*PROBLEM*
Set the listing down again in full, word for word, with the pictures left out.

*SUPPLIED INFORMATION*
- - - - -
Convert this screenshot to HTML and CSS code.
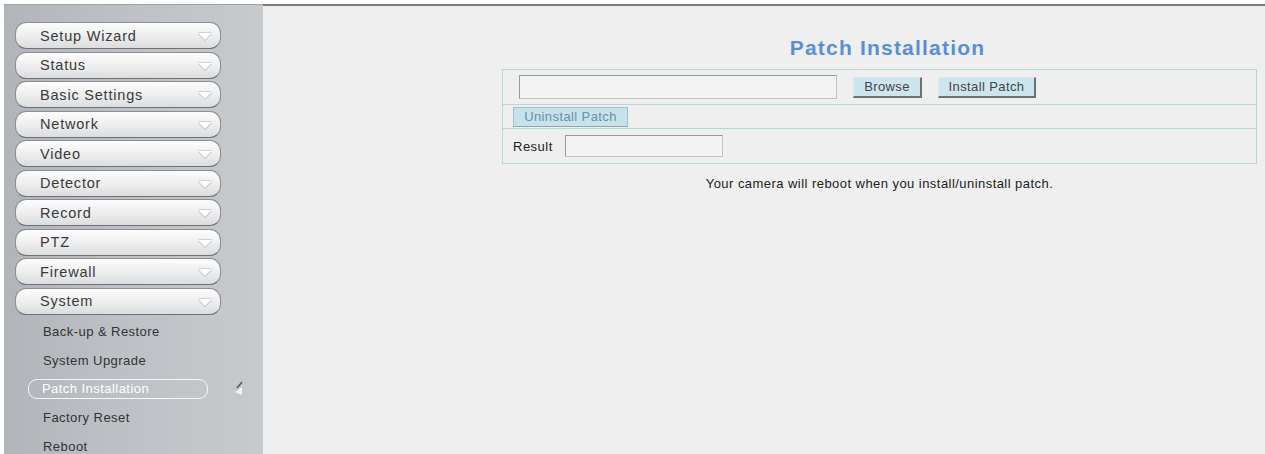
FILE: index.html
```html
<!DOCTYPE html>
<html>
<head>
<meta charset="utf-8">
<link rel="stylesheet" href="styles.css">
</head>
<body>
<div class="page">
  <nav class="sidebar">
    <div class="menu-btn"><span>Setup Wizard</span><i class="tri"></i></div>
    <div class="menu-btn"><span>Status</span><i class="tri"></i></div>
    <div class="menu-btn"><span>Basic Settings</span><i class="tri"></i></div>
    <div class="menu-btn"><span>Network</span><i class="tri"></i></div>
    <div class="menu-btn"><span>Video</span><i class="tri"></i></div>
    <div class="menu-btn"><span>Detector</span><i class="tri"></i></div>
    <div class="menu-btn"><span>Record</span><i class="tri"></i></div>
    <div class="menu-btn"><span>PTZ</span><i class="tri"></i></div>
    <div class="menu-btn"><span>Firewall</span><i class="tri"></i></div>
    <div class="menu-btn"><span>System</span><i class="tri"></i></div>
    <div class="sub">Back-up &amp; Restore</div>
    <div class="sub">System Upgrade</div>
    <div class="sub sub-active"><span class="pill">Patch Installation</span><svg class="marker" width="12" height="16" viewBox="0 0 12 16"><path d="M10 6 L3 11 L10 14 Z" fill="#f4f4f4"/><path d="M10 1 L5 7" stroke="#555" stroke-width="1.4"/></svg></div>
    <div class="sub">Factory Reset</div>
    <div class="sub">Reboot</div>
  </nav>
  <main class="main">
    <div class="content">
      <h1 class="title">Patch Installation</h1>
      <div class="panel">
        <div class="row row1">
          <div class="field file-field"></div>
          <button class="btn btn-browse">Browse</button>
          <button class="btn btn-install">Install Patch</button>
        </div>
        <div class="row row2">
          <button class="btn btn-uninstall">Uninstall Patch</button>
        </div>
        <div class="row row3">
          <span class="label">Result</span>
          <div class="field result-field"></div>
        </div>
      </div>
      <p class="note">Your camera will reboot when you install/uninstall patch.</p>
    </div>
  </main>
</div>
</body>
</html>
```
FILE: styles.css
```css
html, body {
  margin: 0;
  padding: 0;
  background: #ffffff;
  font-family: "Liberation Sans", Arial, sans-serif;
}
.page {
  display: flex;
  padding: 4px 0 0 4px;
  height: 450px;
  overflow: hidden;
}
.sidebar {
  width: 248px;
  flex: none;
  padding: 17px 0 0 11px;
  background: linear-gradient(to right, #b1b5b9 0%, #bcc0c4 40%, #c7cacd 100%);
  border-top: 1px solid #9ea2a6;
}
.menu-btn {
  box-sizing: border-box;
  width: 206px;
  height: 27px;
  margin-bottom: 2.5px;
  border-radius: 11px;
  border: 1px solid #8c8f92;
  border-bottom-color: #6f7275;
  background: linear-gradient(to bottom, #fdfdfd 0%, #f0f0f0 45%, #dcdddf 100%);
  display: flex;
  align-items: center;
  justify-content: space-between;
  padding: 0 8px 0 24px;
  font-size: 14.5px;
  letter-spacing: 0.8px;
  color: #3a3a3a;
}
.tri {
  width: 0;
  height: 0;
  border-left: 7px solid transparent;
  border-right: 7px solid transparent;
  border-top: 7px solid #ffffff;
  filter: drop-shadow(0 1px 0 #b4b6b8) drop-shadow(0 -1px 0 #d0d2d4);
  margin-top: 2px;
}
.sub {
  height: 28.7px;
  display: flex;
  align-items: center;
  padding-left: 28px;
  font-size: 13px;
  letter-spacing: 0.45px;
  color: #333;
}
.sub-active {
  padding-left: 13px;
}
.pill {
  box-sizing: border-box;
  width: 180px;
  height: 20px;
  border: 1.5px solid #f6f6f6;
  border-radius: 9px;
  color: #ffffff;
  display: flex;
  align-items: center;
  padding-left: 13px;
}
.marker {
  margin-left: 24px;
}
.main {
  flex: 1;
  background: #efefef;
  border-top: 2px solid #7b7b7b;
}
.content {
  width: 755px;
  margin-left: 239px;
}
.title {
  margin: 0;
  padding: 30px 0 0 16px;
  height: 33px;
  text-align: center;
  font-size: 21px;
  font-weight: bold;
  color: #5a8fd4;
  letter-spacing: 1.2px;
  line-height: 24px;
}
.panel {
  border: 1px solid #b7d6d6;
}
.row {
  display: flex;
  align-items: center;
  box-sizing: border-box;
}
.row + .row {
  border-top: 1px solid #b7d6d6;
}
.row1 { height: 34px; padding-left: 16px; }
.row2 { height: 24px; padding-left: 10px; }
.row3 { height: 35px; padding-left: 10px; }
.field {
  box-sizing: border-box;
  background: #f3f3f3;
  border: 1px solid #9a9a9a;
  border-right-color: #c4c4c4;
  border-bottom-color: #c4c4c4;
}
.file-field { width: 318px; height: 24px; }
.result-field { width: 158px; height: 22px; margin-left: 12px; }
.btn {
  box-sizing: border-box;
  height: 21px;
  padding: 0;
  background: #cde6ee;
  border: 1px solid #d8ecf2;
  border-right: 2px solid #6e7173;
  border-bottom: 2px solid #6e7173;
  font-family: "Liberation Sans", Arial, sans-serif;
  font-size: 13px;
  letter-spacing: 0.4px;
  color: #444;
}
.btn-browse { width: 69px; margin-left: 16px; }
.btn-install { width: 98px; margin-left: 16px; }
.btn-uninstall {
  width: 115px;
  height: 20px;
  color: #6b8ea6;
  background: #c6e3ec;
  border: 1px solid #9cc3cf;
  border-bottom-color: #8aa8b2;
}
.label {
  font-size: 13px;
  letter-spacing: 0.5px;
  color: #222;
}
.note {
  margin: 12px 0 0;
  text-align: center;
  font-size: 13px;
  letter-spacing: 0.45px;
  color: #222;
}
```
- - - - -
*OUTPUT FOR THIS TASK*
Convert this screenshot to HTML and CSS code.
FILE: index.html
```html
<!DOCTYPE html>
<html>
<head>
<meta charset="utf-8">
<link rel="stylesheet" href="styles.css">
</head>
<body>
<div class="page">
  <nav class="sidebar">
    <div class="menu-btn"><span>Setup Wizard</span><i class="tri"></i></div>
    <div class="menu-btn"><span>Status</span><i class="tri"></i></div>
    <div class="menu-btn"><span>Basic Settings</span><i class="tri"></i></div>
    <div class="menu-btn"><span>Network</span><i class="tri"></i></div>
    <div class="menu-btn"><span>Video</span><i class="tri"></i></div>
    <div class="menu-btn"><span>Detector</span><i class="tri"></i></div>
    <div class="menu-btn"><span>Record</span><i class="tri"></i></div>
    <div class="menu-btn"><span>PTZ</span><i class="tri"></i></div>
    <div class="menu-btn"><span>Firewall</span><i class="tri"></i></div>
    <div class="menu-btn"><span>System</span><i class="tri"></i></div>
    <div class="sub">Back-up &amp; Restore</div>
    <div class="sub">System Upgrade</div>
    <div class="sub sub-active"><span class="pill">Patch Installation</span><svg class="marker" width="12" height="16" viewBox="0 0 12 16"><path d="M10 6 L3 11 L10 14 Z" fill="#f4f4f4"/><path d="M10 1 L5 7" stroke="#555" stroke-width="1.4"/></svg></div>
    <div class="sub">Factory Reset</div>
    <div class="sub">Reboot</div>
  </nav>
  <main class="main">
    <div class="content">
      <h1 class="title">Patch Installation</h1>
      <div class="panel">
        <div class="row row1">
          <div class="field file-field"></div>
          <button class="btn btn-browse">Browse</button>
          <button class="btn btn-install">Install Patch</button>
        </div>
        <div class="row row2">
          <button class="btn btn-uninstall">Uninstall Patch</button>
        </div>
        <div class="row row3">
          <span class="label">Result</span>
          <div class="field result-field"></div>
        </div>
      </div>
      <p class="note">Your camera will reboot when you install/uninstall patch.</p>
    </div>
  </main>
</div>
</body>
</html>
```
FILE: styles.css
```css
html, body {
  margin: 0;
  padding: 0;
  background: #ffffff;
  font-family: "Liberation Sans", Arial, sans-serif;
}
.page {
  display: flex;
  padding: 4px 0 0 4px;
  height: 450px;
  overflow: hidden;
}
.sidebar {
  width: 248px;
  flex: none;
  padding: 17px 0 0 11px;
  background: linear-gradient(to right, #b1b5b9 0%, #bcc0c4 40%, #c7cacd 100%);
  border-top: 1px solid #9ea2a6;
}
.menu-btn {
  box-sizing: border-box;
  width: 206px;
  height: 27px;
  margin-bottom: 2.5px;
  border-radius: 11px;
  border: 1px solid #8c8f92;
  border-bottom-color: #6f7275;
  background: linear-gradient(to bottom, #fdfdfd 0%, #f0f0f0 45%, #dcdddf 100%);
  display: flex;
  align-items: center;
  justify-content: space-between;
  padding: 0 8px 0 24px;
  font-size: 14.5px;
  letter-spacing: 0.8px;
  color: #3a3a3a;
}
.tri {
  width: 0;
  height: 0;
  border-left: 7px solid transparent;
  border-right: 7px solid transparent;
  border-top: 7px solid #ffffff;
  filter: drop-shadow(0 1px 0 #b4b6b8) drop-shadow(0 -1px 0 #d0d2d4);
  margin-top: 2px;
}
.sub {
  height: 28.7px;
  display: flex;
  align-items: center;
  padding-left: 28px;
  font-size: 13px;
  letter-spacing: 0.45px;
  color: #333;
}
.sub-active {
  padding-left: 13px;
}
.pill {
  box-sizing: border-box;
  width: 180px;
  height: 20px;
  border: 1.5px solid #f6f6f6;
  border-radius: 9px;
  color: #ffffff;
  display: flex;
  align-items: center;
  padding-left: 13px;
}
.marker {
  margin-left: 24px;
}
.main {
  flex: 1;
  background: #efefef;
  border-top: 2px solid #7b7b7b;
}
.content {
  width: 755px;
  margin-left: 239px;
}
.title {
  margin: 0;
  padding: 30px 0 0 16px;
  height: 33px;
  text-align: center;
  font-size: 21px;
  font-weight: bold;
  color: #5a8fd4;
  letter-spacing: 1.2px;
  line-height: 24px;
}
.panel {
  border: 1px solid #b7d6d6;
}
.row {
  display: flex;
  align-items: center;
  box-sizing: border-box;
}
.row + .row {
  border-top: 1px solid #b7d6d6;
}
.row1 { height: 34px; padding-left: 16px; }
.row2 { height: 24px; padding-left: 10px; }
.row3 { height: 35px; padding-left: 10px; }
.field {
  box-sizing: border-box;
  background: #f3f3f3;
  border: 1px solid #9a9a9a;
  border-right-color: #c4c4c4;
  border-bottom-color: #c4c4c4;
}
.file-field { width: 318px; height: 24px; }
.result-field { width: 158px; height: 22px; margin-left: 12px; }
.btn {
  box-sizing: border-box;
  height: 21px;
  padding: 0;
  background: #cde6ee;
  border: 1px solid #d8ecf2;
  border-right: 2px solid #6e7173;
  border-bottom: 2px solid #6e7173;
  font-family: "Liberation Sans", Arial, sans-serif;
  font-size: 13px;
  letter-spacing: 0.4px;
  color: #444;
}
.btn-browse { width: 69px; margin-left: 16px; }
.btn-install { width: 98px; margin-left: 16px; }
.btn-uninstall {
  width: 115px;
  height: 20px;
  color: #6b8ea6;
  background: #c6e3ec;
  border: 1px solid #9cc3cf;
  border-bottom-color: #8aa8b2;
}
.label {
  font-size: 13px;
  letter-spacing: 0.5px;
  color: #222;
}
.note {
  margin: 12px 0 0;
  text-align: center;
  font-size: 13px;
  letter-spacing: 0.45px;
  color: #222;
}
```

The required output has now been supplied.